I shook my head. Betsy looked embarrassed. Then the man asked me about my family.
“My parents are pretty cool,” I said.
He said, “I always get nervous when children say that.”
Later, after “lights out,” we kids folded up notes like little footballs and tossed them between the girls’ and boys’ rooms. On one we wrote our names and so the boys could select their favorite. The name of cutest girl got all the check marks. I felt jealous: not of her, but of the boys, who got to choose.
On Saturday we met up at a park with hundreds of kids who had slept at other houses the night before. We played kickball and grilled hot dogs. On Sunday we gathered at the Baptist church. I marveled how all the kids knew the words to songs I had never heard before. I mouthed along, stood up when the others stood, and sat when they sat. Then the minister invited us to come up to the stage and share what we learned that weekend. It was the first time I had ever spoken into a microphone. I heard my voice explain that a boy in our group hurt his ankle while playing kickball and we prayed around his leg,
“His ankle was better by morning and I thought that was pretty amazing.” The faces in the audience stared at me. No duh, they seemed to say: you prayed.
Then the parents arrived, including Betsy’s. I sat beside them while she joined the other kids who would be baptized.
We looked up to a balcony where the minister stood. He summoned each child, one by one, to approach the basin of water. Each wore a white cloak, like an angel costume without the halo. Finally it was Betsy’s turn. The minister asked her if she accepted Jesus into her heart as her personal savior. When she said “yes” he leaned her back in a ballroom dip and tipped the pitcher over her wavy blonde hair. When the water flattened and darkened it, he declared her saved and sent her offstage. Then, as if on a conveyor belt, another child appeared. I longed to be up there, too, but when I asked Betsy’s parents, her mother said I needed my parent’s permission first. She squeezed my arm and smiled, “Honey, why don’t you ask them to come along next time?” I knew that would never, ever happen.

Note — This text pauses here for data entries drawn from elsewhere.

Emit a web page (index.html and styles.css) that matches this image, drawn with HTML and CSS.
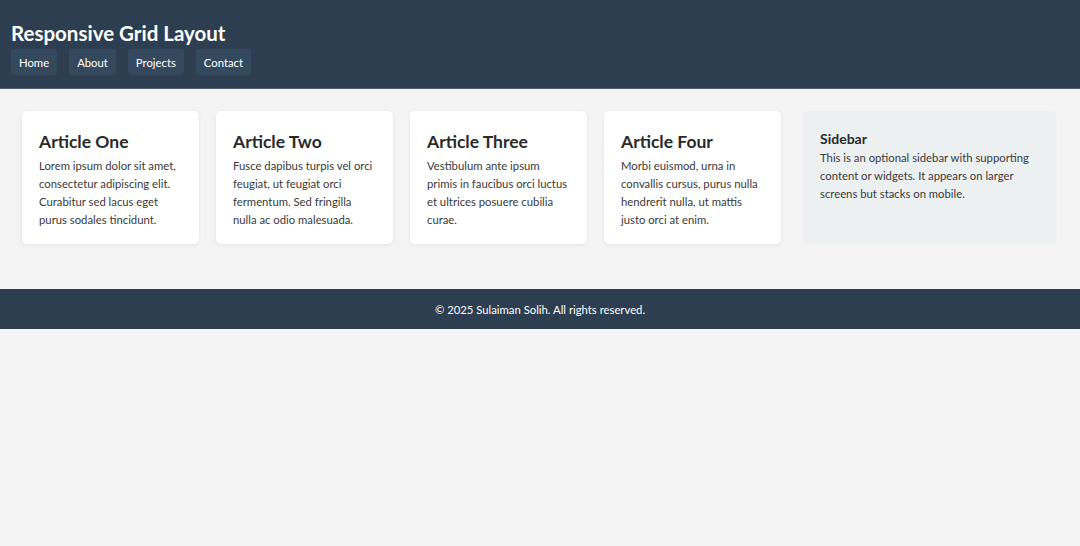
FILE: index.html
```html
<!DOCTYPE html>
<html lang="en">
<head>
<meta charset="utf-8">
<title>Responsive Grid Layout</title>
<link rel="stylesheet" href="styles.css">
</head>
<body>
<header class="site-header">
  <h1 class="site-title">Responsive Grid Layout</h1>
  <nav class="nav">
    <a class="nav-link" href="#">Home</a>
    <a class="nav-link" href="#">About</a>
    <a class="nav-link" href="#">Projects</a>
    <a class="nav-link" href="#">Contact</a>
  </nav>
</header>
<main class="grid">
  <article class="card">
    <h2 class="card-title">Article One</h2>
    <p class="card-text">Lorem ipsum dolor sit amet, consectetur adipiscing elit. Curabitur sed lacus eget purus sodales tincidunt.</p>
  </article>
  <article class="card">
    <h2 class="card-title">Article Two</h2>
    <p class="card-text">Fusce dapibus turpis vel orci feugiat, ut feugiat orci fermentum. Sed fringilla nulla ac odio malesuada.</p>
  </article>
  <article class="card">
    <h2 class="card-title">Article Three</h2>
    <p class="card-text">Vestibulum ante ipsum primis in faucibus orci luctus et ultrices posuere cubilia curae.</p>
  </article>
  <article class="card">
    <h2 class="card-title">Article Four</h2>
    <p class="card-text">Morbi euismod, urna in convallis cursus, purus nulla hendrerit nulla, ut mattis justo orci at enim.</p>
  </article>
  <aside class="sidebar">
    <h3 class="sidebar-title">Sidebar</h3>
    <p class="sidebar-text">This is an optional sidebar with supporting content or widgets. It appears on larger screens but stacks on mobile.</p>
  </aside>
</main>
<footer class="site-footer">
  <p class="footer-text">© 2025 Sulaiman Solih. All rights reserved.</p>
</footer>
</body>
</html>
```

FILE: styles.css
```css
* { box-sizing: border-box; }

html, body {
  margin: 0;
  padding: 0;
  background: #f4f4f4;
  font-family: Lato, "Open Sans", sans-serif;
  color: #333;
}

.site-header {
  background: #2c3e50;
  color: #fff;
  padding: 21px 11px 13px;
  border-bottom: 1px solid #4b5a68;
}

.site-title {
  margin: 0 0 4px;
  font-size: 20.5px;
  font-weight: 700;
  line-height: 24px;
}

.nav {
  display: flex;
  gap: 12px;
}

.nav-link {
  display: block;
  background: #34495e;
  color: #fff;
  text-decoration: none;
  font-size: 11.3px;
  line-height: 25px;
  padding: 1px 8px 0;
  border-radius: 3px;
}

.grid {
  display: grid;
  grid-template-columns: repeat(4, 177px) 1fr;
  column-gap: 17px;
  padding: 22px 23px 45px 22px;
}

.card {
  background: #fff;
  border-radius: 5px;
  padding: 19px 17px 15px;
  box-shadow: 0 1px 4px rgba(0, 0, 0, 0.07);
  min-height: 132px;
}

.card-title {
  margin: 0 0 3px;
  font-size: 17.5px;
  line-height: 24px;
  font-weight: 700;
  color: #2a2a2a;
}

.card-text {
  margin: 0;
  font-size: 11.3px;
  line-height: 18px;
  color: #3a3a3a;
}

.sidebar {
  margin-left: 5px;
  background: #ecf0f1;
  border-radius: 5px;
  padding: 19px 17px 15px;
}

.sidebar-title {
  margin: 0 0 1px;
  font-size: 14px;
  line-height: 18px;
  font-weight: 700;
  color: #2a2a2a;
}

.sidebar-text {
  margin: 0;
  font-size: 11.3px;
  line-height: 18px;
  color: #3a3a3a;
}

.site-footer {
  background: #2c3e50;
  color: #fff;
  text-align: center;
  padding: 13px 0 11px;
}

.footer-text {
  margin: 0;
  font-size: 11.3px;
  line-height: 16px;
}
```
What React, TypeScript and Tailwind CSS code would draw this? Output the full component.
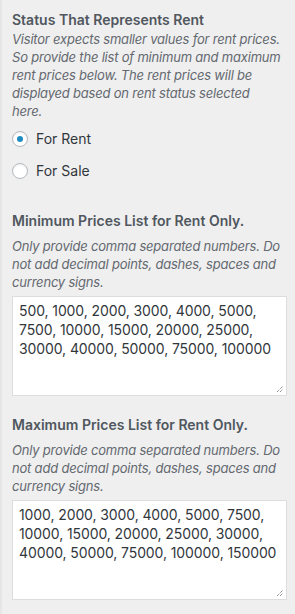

I think she did, too.
They dropped me off at home, and when I let myself in, I smelled the familiar mix of pot roast and pot smoke. From the couch my step-dad watched Sixty Minutes and from her chair under the lamp, my mom read a book. The brick floors, curved walls, and pot belly stove looked so rustic and strange.

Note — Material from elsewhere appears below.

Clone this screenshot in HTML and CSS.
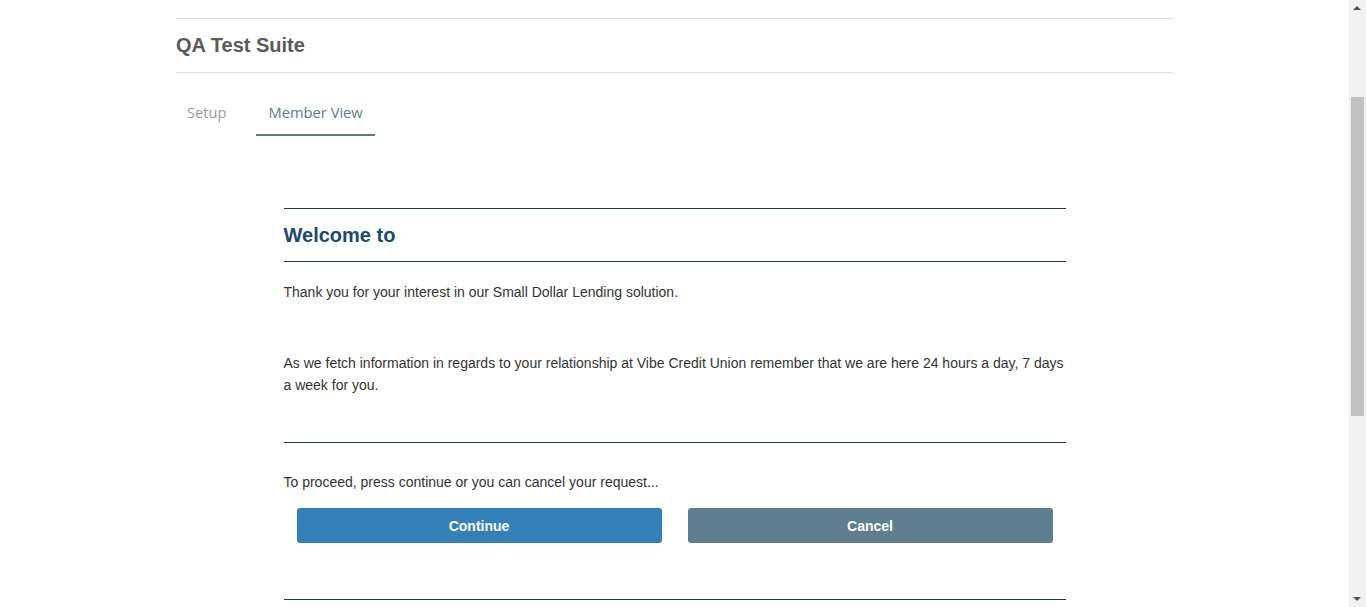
FILE: index.html
```html
<!DOCTYPE html>
<html>
<head>
<meta charset="utf-8">
<link rel="stylesheet" href="styles.css">
</head>
<body>
<div class="viewport">
  <main class="main">
    <div class="container">
      <div class="suite-header">
        <h1 class="suite-title">QA Test Suite</h1>
      </div>
      <nav class="tabs">
        <span class="tab">Setup</span>
        <span class="tab active">Member View</span>
      </nav>
      <section class="panel">
        <h2 class="welcome">Welcome to</h2>
        <p class="intro">Thank you for your interest in our Small Dollar Lending solution.</p>
        <p class="fetch">As we fetch information in regards to your relationship at Vibe Credit Union remember that we are here 24 hours a day, 7 days a week for you.</p>
        <div class="proceed">
          <p class="proceed-text">To proceed, press continue or you can cancel your request...</p>
          <div class="actions">
            <div class="action"><button class="btn btn-continue">Continue</button></div>
            <div class="action"><button class="btn btn-cancel">Cancel</button></div>
          </div>
        </div>
        <div class="panel-end"></div>
      </section>
    </div>
  </main>
  <div class="scrollbar">
    <div class="arrow arrow-up"></div>
    <div class="track"><div class="thumb"></div></div>
    <div class="arrow arrow-down"></div>
  </div>
</div>
</body>
</html>
```

FILE: styles.css
```css
* { box-sizing: border-box; }
html, body { margin: 0; padding: 0; height: 100%; overflow: hidden; background: #fff; }
body { font-family: "Liberation Sans", Arial, sans-serif; color: #333; }

.viewport { display: flex; height: 607px; }
.main { flex: 1; overflow: hidden; }

.container { width: 997px; margin: 18px auto 0; }

.suite-header {
  border-top: 1px solid #dddddd;
  border-bottom: 1px solid #dddddd;
  height: 55px;
  display: flex;
  align-items: center;
}
.suite-title {
  margin: 0;
  font-size: 20px;
  font-weight: bold;
  color: #5a5a5a;
}

.tabs { display: flex; gap: 18px; margin-top: 27px; }
.tab {
  font-family: "Open Sans", sans-serif;
  font-size: 14.7px;
  color: #9a9a9a;
  padding: 0 11px;
  height: 36px;
  line-height: 25px;
  border-bottom: 2px solid transparent;
}
.tab.active { color: #5e7a8d; border-bottom-color: #5a7a8c; padding: 0 12px 0 13px; }

.panel { width: 782px; margin: 72px auto 0; }
.welcome {
  margin: 0;
  border-top: 1px solid #1e3a4c;
  border-bottom: 1px solid #1e3a4c;
  height: 54px;
  display: flex;
  align-items: center;
  font-size: 20px;
  font-weight: bold;
  color: #1a4a70;
}
.intro, .fetch, .proceed-text {
  font-size: 14px;
  line-height: 22px;
  margin: 0;
  color: #333;
}
.intro { margin-top: 19px; }
.fetch { margin-top: 49px; }
.proceed { border-top: 1px solid #1e3a4c; margin-top: 46px; padding-top: 28px; }
.actions { display: grid; grid-template-columns: 1fr 1fr; margin-top: 15px; }
.action { padding: 0 13px; }
.btn {
  width: 100%;
  height: 35px;
  border: 0;
  border-radius: 3px;
  color: #fff;
  font-family: "Liberation Sans", Arial, sans-serif;
  font-size: 14px;
  font-weight: bold;
}
.btn-continue { background: #3380b8; }
.btn-cancel { background: #5e7f90; }
.panel-end { border-top: 1px solid #1e3a4c; margin-top: 56px; }

.scrollbar { width: 17px; background: #f1f1f1; display: flex; flex-direction: column; }
.arrow { height: 17px; position: relative; }
.arrow::after {
  content: "";
  position: absolute;
  left: 4px;
  border-left: 4px solid transparent;
  border-right: 4px solid transparent;
}
.arrow-up::after { top: 6px; border-bottom: 4px solid #505050; }
.arrow-down::after { top: 7px; border-top: 4px solid #505050; }
.track { flex: 1; padding: 80px 2px 0; }
.thumb { height: 319px; background: #c1c1c1; }
```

I sat on the corner of my mom’s chair. Her eyes were red. There must have been a Sunday fight.
“How was it?”
I described what we ate, what we played, how Jesus died for our sins, and explained that if we didn’t get baptized we would spend eternity in hell. She rubbed my back. I could hear her callouses scrape the fabric of my shirt. She must have spent the weekend digging post-holes for the horse pasture.

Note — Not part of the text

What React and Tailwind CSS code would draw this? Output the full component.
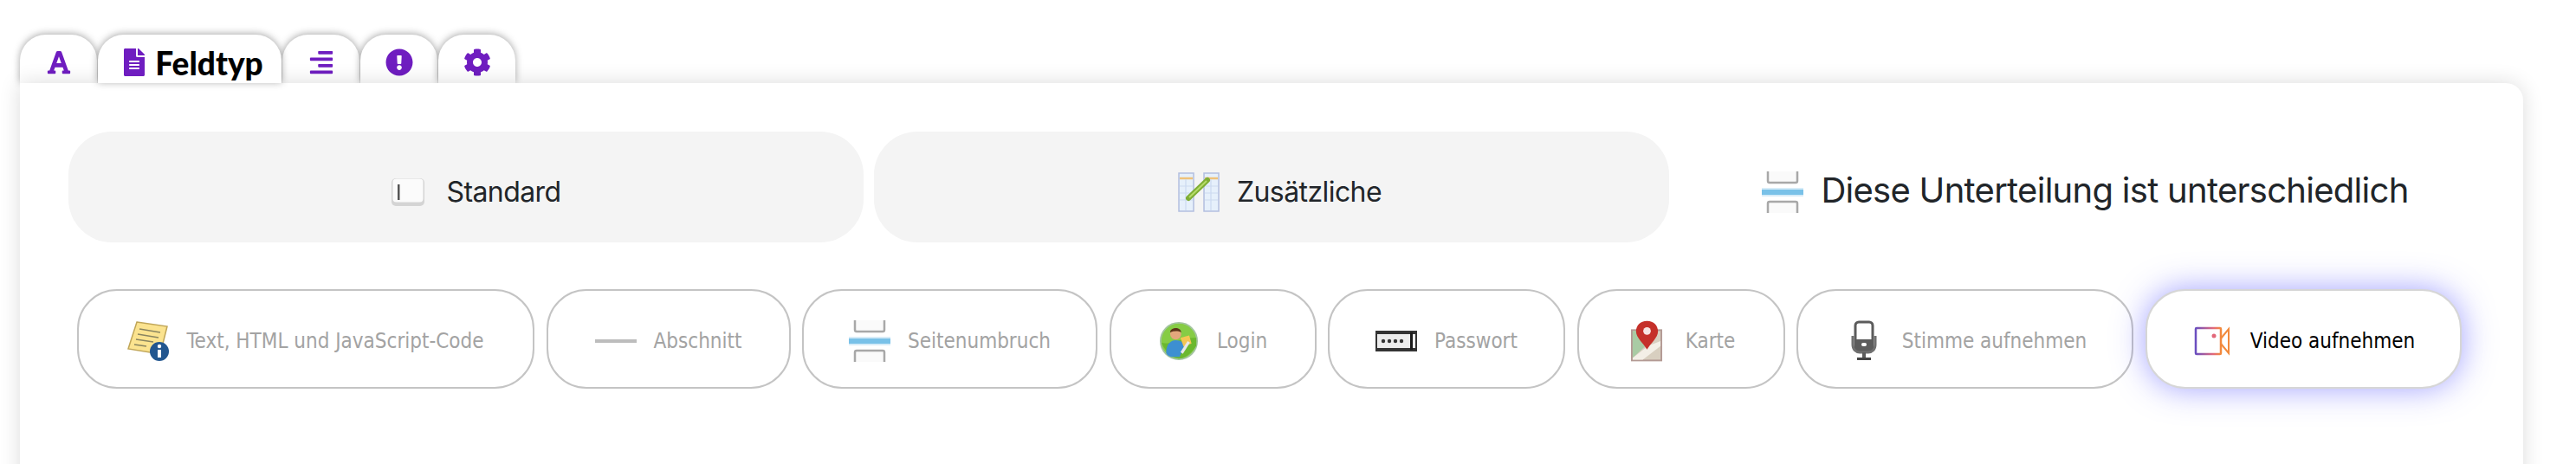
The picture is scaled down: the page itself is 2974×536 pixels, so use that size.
import { FaFont, FaFileAlt, FaAlignRight, FaExclamationCircle, FaCog } from 'react-icons/fa';

const InputIcon = () => (
  <svg viewBox="0 0 40 34" className="w-[40px] h-[34px]">
    <rect x="1" y="1" width="38" height="32" rx="5" fill="#d4d4d4" />
    <rect x="2.500" y="1.500" width="35" height="27" rx="4" fill="#fbfbfb" />
    <rect x="8" y="8" width="2.500" height="18" fill="#555" />
  </svg>
);

const TablesIcon = () => (
  <svg viewBox="0 0 48 46" className="w-[48px] h-[46px]">
    <rect x="1" y="1" width="17" height="44" fill="#e6f0fb" stroke="#b3bfdf" strokeWidth="1.500" />
    <rect x="30" y="1" width="17" height="44" fill="#e6f0fb" stroke="#b3bfdf" strokeWidth="1.500" />
    <path d="M2 7h15M31 7h15" stroke="#efc27a" strokeWidth="2.500" />
    <path d="M2 16h15M2 24h15M2 32h15M31 16h15M31 24h15M31 32h15M9 8v36M38 8v36" stroke="#ccdaf0" strokeWidth="1.200" />
    <path d="M12 30L34 9" stroke="#7fae35" strokeWidth="6" strokeLinecap="round" />
    <path d="M13 29L33 10" stroke="#b6dc68" strokeWidth="2" />
  </svg>
);

const PageBreakIcon = () => (
  <svg viewBox="0 0 48 48" className="w-[48px] h-[48px]">
    <path d="M7 0v11a2 2 0 0 0 2 2h30a2 2 0 0 0 2-2V0" fill="#fafafa" stroke="#a8a8a8" strokeWidth="2.500" />
    <path d="M7 48V37a2 2 0 0 1 2-2h30a2 2 0 0 1 2 2v11" fill="#fafafa" stroke="#a8a8a8" strokeWidth="2.500" />
    <rect x="0" y="19" width="48" height="10" fill="#79c1e8" opacity="0.3" />
    <rect x="0" y="21" width="48" height="6" fill="#79c1e8" />
  </svg>
);

const NoteIcon = () => (
  <svg viewBox="0 0 48 46" className="w-[48px] h-[46px]">
    <path d="M11 1L46 6L38 38L1 32Z" fill="#fbe38f" stroke="#c0a659" strokeWidth="1.500" />
    <path d="M14 9l24 4M12 15l24 4M10 21l20 3M8 27l14 2" stroke="#8a8560" strokeWidth="1.500" />
    <circle cx="37" cy="35" r="11" fill="#22568f" />
    <rect x="35" y="33" width="4" height="9" fill="#fff" />
    <circle cx="37" cy="29" r="2.200" fill="#fff" />
  </svg>
);

const DashIcon = () => <span className="block w-[49px] h-[4px] bg-[#bdbdbd]" />;

const LoginIcon = () => (
  <svg viewBox="0 0 48 48" className="w-[44px] h-[44px]">
    <circle cx="24" cy="24" r="23" fill="#86cc45" stroke="#a3c4a0" strokeWidth="2" />
    <path d="M2 26c10 4 28-8 44-6v10C38 42 30 46 24 46S8 40 2 26Z" fill="#6bb82f" />
    <circle cx="20" cy="15" r="7" fill="#e3a77c" />
    <path d="M13 13c0-6 13-8 14 0-4-2-9-2-14 0Z" fill="#5a3418" />
    <path d="M8 38c0-10 6-15 12-15s10 3 11 7l-6 14H14c-3-1-6-3-6-6Z" fill="#3d8fd1" />
    <path d="M26 20l11-3 3 10-10 4Z" fill="#f4c653" />
    <path d="M26 38l9-14 3 2-9 14Z" fill="#e8e8e8" />
  </svg>
);

const PasswordIcon = () => (
  <svg viewBox="0 0 48 24" className="w-[48px] h-[24px]">
    <rect x="0" y="0" width="48" height="24" fill="#333" />
    <rect x="2" y="4" width="44" height="16" fill="#ececec" />
    <rect x="40" y="2" width="3" height="20" fill="#1c1c1c" />
    <circle cx="9" cy="12" r="2.200" fill="#333" />
    <circle cx="16" cy="12" r="2.200" fill="#333" />
    <circle cx="23" cy="12" r="2.200" fill="#333" />
    <circle cx="30" cy="12" r="2.200" fill="#333" />
  </svg>
);

const MapIcon = () => (
  <svg viewBox="0 0 38 48" className="w-[37px] h-[48px]">
    <rect x="1" y="11" width="35" height="36" fill="#d8cfc0" stroke="#b39a94" strokeWidth="2" />
    <path d="M2 12h15L17 30L2 44Z" fill="#a9cba4" />
    <path d="M2 44L20 30L35 24v6L14 46H2Z" fill="#f3efe7" />
    <path d="M19 0c-8 0-13 5.500-13 12.500C6 20 15 27 19 34c4-7 13-14 13-21.500C32 5.500 27 0 19 0Z" fill="#c5302a" />
    <circle cx="19" cy="12" r="4.500" fill="#f7e4e2" />
  </svg>
);

const MicIcon = () => (
  <svg viewBox="0 0 30 48" className="w-[30px] h-[48px]">
    <rect x="5" y="2" width="20" height="34" rx="4" fill="#fff" stroke="#5c5c5c" strokeWidth="3" />
    <path d="M5 22h20v10a4 4 0 0 1-4 4H9a4 4 0 0 1-4-4Z" fill="#5c5c5c" />
    <rect x="12" y="26" width="6" height="4" rx="2" fill="#fff" />
    <path d="M2 18v10c0 6 4 9 8 9h10c4 0 8-3 8-9V18" fill="none" stroke="#707070" strokeWidth="3" />
    <path d="M15 37v7" stroke="#5c5c5c" strokeWidth="4" />
    <rect x="7" y="43" width="16" height="3" fill="#444" />
  </svg>
);

const VideoIcon = () => (
  <svg viewBox="0 0 42 34" className="w-[42px] h-[34px]" fill="none">
    <defs>
      <linearGradient id="videoGrad" x1="0" y1="0" x2="1" y2="0">
        <stop offset="0" stopColor="#6a4fc0" />
        <stop offset="0.7" stopColor="#e2687a" />
        <stop offset="1" stopColor="#f28a3c" />
      </linearGradient>
    </defs>
    <rect x="2" y="2" width="29" height="30" rx="1" stroke="url(#videoGrad)" strokeWidth="2.500" />
    <path d="M31 14L40 3v28l-9-11" stroke="#f28a3c" strokeWidth="2" />
    <circle cx="23" cy="11" r="2.500" fill="#e2687a" />
  </svg>
);

const fieldTypes = [
  { label: 'Text, HTML und JavaScript-Code', width: 'w-[528px]', icon: <NoteIcon /> },
  { label: 'Abschnitt', width: 'w-[282px]', icon: <DashIcon /> },
  { label: 'Seitenumbruch', width: 'w-[341px]', icon: <PageBreakIcon /> },
  { label: 'Login', width: 'w-[239px]', icon: <LoginIcon /> },
  { label: 'Passwort', width: 'w-[274px]', icon: <PasswordIcon /> },
  { label: 'Karte', width: 'w-[240px]', icon: <MapIcon /> },
  { label: 'Stimme aufnehmen', width: 'w-[389px]', icon: <MicIcon /> },
];

const IconBox = ({ children }) => (
  <span className="flex items-center justify-center w-[48px] h-[48px] shrink-0">{children}</span>
);

const Tab = ({ children, active }) => (
  <div
    className={`flex items-center justify-center h-[56px] rounded-t-[30px] bg-white pt-[8px] text-[#6f1dc0] shadow-[0_-1px_8px_rgba(0,0,0,0.35)] ${
      active ? 'relative z-20 w-[212px] gap-[12px] pl-[9px]' : 'w-[89px]'
    }`}
  >
    {children}
  </div>
);

const App = () => {
  return (
    <div className="h-[536px] overflow-hidden bg-white pt-[40px] pl-[23px] pr-[61px] font-['Inter',sans-serif]">
      {/* Tabs */}
      <div className="flex gap-[1px]">
        <Tab><FaFont className="w-[30px] h-[30px]" /></Tab>
        <Tab active>
          <FaFileAlt className="w-[24px] h-[32px]" />
          <span className="font-['Lato',sans-serif] font-black text-[37px] leading-none text-black">Feldtyp</span>
        </Tab>
        <Tab><FaAlignRight className="w-[30px] h-[30px]" /></Tab>
        <Tab><FaExclamationCircle className="w-[32px] h-[32px]" /></Tab>
        <Tab><FaCog className="w-[32px] h-[32px]" /></Tab>
      </div>

      {/* Card */}
      <div className="relative z-10 h-[500px] rounded-[20px] rounded-tl-none bg-white px-[56px] pt-[56px] shadow-[0_0_24px_rgba(0,0,0,0.14)]">
        <div className="grid grid-cols-3 gap-[12px] text-[#212529]">
          <div className="flex items-center justify-center gap-[20px] h-[128px] rounded-[50px] bg-[#f4f4f4] pt-[12px] pl-[19px]">
            <IconBox><InputIcon /></IconBox>
            <span className="text-[32px] tracking-[-0.018em]">Standard</span>
          </div>
          <div className="flex items-center justify-center gap-[20px] h-[128px] rounded-[50px] bg-[#f4f4f4] pt-[12px] pl-[19px]">
            <IconBox><TablesIcon /></IconBox>
            <span className="text-[32px] tracking-[-0.018em]">Zusätzliche</span>
          </div>
          <div className="flex items-center justify-center gap-[20px] h-[128px] pt-[12px] pl-[19px]">
            <IconBox><PageBreakIcon /></IconBox>
            <span className="text-[40px] tracking-[-0.018em] mb-[4px]">Diese Unterteilung ist unterschiedlich</span>
          </div>
        </div>

        <div className="flex gap-[13.500px] mt-[54px] ml-[10px] font-['DejaVu_Sans',sans-serif] [font-stretch:condensed] text-[24px]">
          {fieldTypes.map((field) => (
            <div
              key={field.label}
              className={`flex items-center justify-center gap-[20px] h-[115px] rounded-[46px] border-2 border-[#c4c4c4] pt-[5px] text-[#a3a3a3] ${field.width}`}
            >
              <IconBox>{field.icon}</IconBox>
              <span className="whitespace-nowrap">{field.label}</span>
            </div>
          ))}
          <div className="flex items-center justify-center gap-[20px] w-[365px] h-[115px] rounded-[46px] border-2 border-[#d6d6d6] bg-white pt-[5px] text-black shadow-[0_0_36px_rgba(70,70,255,0.5)]">
            <IconBox><VideoIcon /></IconBox>
            <span className="whitespace-nowrap">Video aufnehmen</span>
          </div>
        </div>
      </div>
    </div>
  );
};

export default App;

“I am glad that you had fun, but there is no way we are joining that church. I’m still recovering from Catholic school. I think Jesus was a cool guy, but I don’t think he was the son of God. Everyone is.”
“Praise Jaysus!” shouted my step-dad. My mom shot him a look.
I felt a pang of despair. I knew there was nothing I could say to persuade them. We were doomed. A few days later my mom said I could go to church and Bible School with Betsy on Sundays. I went a few times but I never got baptized. Truth was, I didn’t want to be the only person in my family to go to Heaven.
Right around that time, a little past my eleventh birthday, Betsy and I were playing in her pastel bedroom when I suggested the Naked Game. I don’t know why—maybe I was bored, stuck inside another game of Life, the decision of pink or blue, and the inevitable payment of taxes. Maybe I just felt a pang of desire. It had been a long time since I last played, but Betsy was nothing like the girls I used to play with.
“What’s the Naked Game?” Betsy asked.
“It’s kind of like House, but without clothes,” I said, but that didn’t describe it at all. There were no babies in the Naked Game.
Betsy hesitated. I took off my shirt first. Then she took off hers. She was wearing a training bra to cover her puffy nipples. My chest was still flat. We took off our pants. We did not remove our underwear. In mine I did not feel the tiny pounding heartbeat that I had felt before, with the other girls.
Betsy told me to play the husband. I said yes, but I didn’t want to—in the Naked Game no one ever played the boy—we were just girls, being ourselves.
I led her to her white trundle bed, dipped her wavy hair down onto the pillow and laid down on top of her. I felt her body stiffen beneath me. Her eyes met mine. In them I saw terror. That’s when I knew: this was sin. I was making Betsy sin. I leapt up, found my shirt and shorts, and watched her put on hers. She joined her mother in the kitchen and I went home.
Betsy and I never played together again. I never went back to her church. Worse, she told other kids what I did, and in a few weeks no one would sit next to me on the bus. Over the green vinyl seats I would hear my name, then whispering. Until that moment, I had never considered that I could be a lesbian. Getting naked with other girls was just something I used to do. It felt fun and innocent, until it didn’t.
Soon after, puberty took hold. I started worrying about how I looked, and I liked being noticed by boys. For them, I started to feel the same kind of excitement I used to feel in The Naked Game. I realized that it was easier to be The Pursued than The Pursuer, though the risks were actually greater. I played coy, hard-to-get, then girlfriend, ex-girlfriend. Eventually I became a wife, and then a mother. Now and then I feel attracted to a woman, but I don’t act on those feelings.
When my eldest daughter was in fifth grade I heard her casually mention a girl in her class who liked other girls. I asked her if kids gave her a hard time. She said, “No, why would they?” Then she went back to playing Minecraft with an acquaintance who lived in Australia. She asked for my password to download a new skin. Then she showed me the angular modern house they built together, complete with waterfalls, fireplaces, and bottomless air shafts. As my eyes followed her cursor I felt dizzy. My own childhood games and worries seemed a million years old–obsolete. Praise Jaysus for that.